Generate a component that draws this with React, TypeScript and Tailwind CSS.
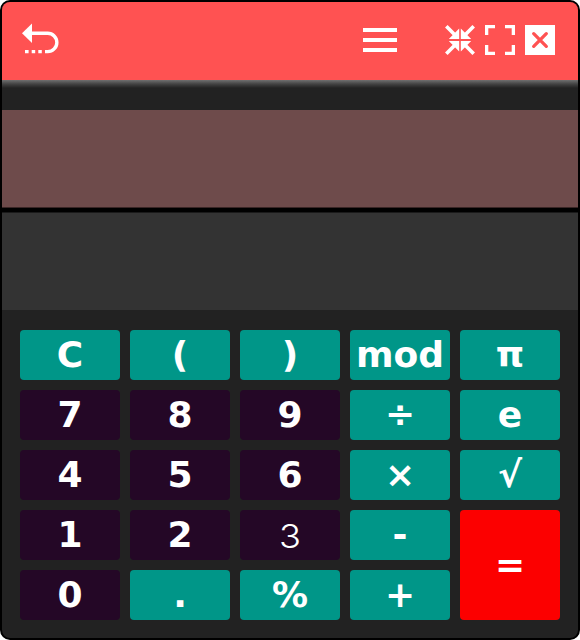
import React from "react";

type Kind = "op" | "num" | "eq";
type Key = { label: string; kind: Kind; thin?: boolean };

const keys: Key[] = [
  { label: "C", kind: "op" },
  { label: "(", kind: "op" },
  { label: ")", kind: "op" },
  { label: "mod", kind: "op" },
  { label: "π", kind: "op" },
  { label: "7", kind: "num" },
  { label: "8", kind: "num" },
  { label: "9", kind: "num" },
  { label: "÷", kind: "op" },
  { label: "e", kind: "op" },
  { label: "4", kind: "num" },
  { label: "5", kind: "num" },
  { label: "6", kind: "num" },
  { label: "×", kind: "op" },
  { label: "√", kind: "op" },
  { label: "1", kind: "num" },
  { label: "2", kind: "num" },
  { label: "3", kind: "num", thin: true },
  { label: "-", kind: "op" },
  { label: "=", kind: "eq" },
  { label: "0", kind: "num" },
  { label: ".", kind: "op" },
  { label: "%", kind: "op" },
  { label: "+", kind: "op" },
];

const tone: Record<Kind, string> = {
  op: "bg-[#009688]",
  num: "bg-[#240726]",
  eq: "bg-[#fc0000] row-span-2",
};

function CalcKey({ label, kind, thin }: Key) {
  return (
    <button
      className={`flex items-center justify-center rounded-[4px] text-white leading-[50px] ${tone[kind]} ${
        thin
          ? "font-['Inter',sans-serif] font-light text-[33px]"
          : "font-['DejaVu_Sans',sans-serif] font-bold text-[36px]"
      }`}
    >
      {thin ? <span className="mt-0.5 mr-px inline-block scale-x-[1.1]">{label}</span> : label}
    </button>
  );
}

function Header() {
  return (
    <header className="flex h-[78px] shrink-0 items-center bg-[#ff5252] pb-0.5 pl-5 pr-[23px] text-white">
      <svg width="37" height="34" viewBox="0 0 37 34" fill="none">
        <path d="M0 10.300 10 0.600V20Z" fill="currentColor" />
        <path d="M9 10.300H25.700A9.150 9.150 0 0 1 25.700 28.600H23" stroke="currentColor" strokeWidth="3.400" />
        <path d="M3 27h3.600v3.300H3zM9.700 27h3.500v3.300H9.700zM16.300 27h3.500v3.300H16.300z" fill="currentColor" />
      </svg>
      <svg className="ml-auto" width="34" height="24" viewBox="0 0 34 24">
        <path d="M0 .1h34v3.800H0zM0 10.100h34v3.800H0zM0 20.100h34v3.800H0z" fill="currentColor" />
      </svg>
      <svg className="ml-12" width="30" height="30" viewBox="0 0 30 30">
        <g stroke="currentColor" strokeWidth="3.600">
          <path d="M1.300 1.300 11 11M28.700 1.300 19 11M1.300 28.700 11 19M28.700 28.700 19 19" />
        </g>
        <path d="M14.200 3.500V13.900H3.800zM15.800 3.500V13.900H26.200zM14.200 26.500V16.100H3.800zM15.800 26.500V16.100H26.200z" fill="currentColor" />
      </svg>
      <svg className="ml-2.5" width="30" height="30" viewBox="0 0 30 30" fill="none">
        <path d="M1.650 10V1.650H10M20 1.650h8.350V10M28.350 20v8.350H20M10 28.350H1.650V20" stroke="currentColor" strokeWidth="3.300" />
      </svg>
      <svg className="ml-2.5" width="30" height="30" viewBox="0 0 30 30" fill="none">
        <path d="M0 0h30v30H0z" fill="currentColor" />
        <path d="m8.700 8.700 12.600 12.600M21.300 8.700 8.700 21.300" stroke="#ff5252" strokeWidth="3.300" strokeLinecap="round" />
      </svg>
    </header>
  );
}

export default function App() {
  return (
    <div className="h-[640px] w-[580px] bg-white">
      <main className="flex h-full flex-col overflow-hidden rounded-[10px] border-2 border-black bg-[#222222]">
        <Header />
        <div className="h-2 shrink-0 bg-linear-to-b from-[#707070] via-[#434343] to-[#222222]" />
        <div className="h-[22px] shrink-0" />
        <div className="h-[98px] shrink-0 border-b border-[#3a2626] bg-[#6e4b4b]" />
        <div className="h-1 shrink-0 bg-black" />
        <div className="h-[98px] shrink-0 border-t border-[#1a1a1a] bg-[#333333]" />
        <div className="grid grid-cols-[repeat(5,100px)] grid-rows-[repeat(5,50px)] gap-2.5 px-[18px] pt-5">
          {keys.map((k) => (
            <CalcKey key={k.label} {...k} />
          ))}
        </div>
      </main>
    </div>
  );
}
┄┄┄┄┄┄┄┄┄┄
- _PROMPT_: Extract the lines exactly, please: the first line of the listing, the line with "string; kind: Kind;", and every line between them, but no pictures.

- _SOLUTION BELOW_:
Generate a component that draws this with React, TypeScript and Tailwind CSS.
import React from "react";

type Kind = "op" | "num" | "eq";
type Key = { label: string; kind: Kind; thin?: boolean };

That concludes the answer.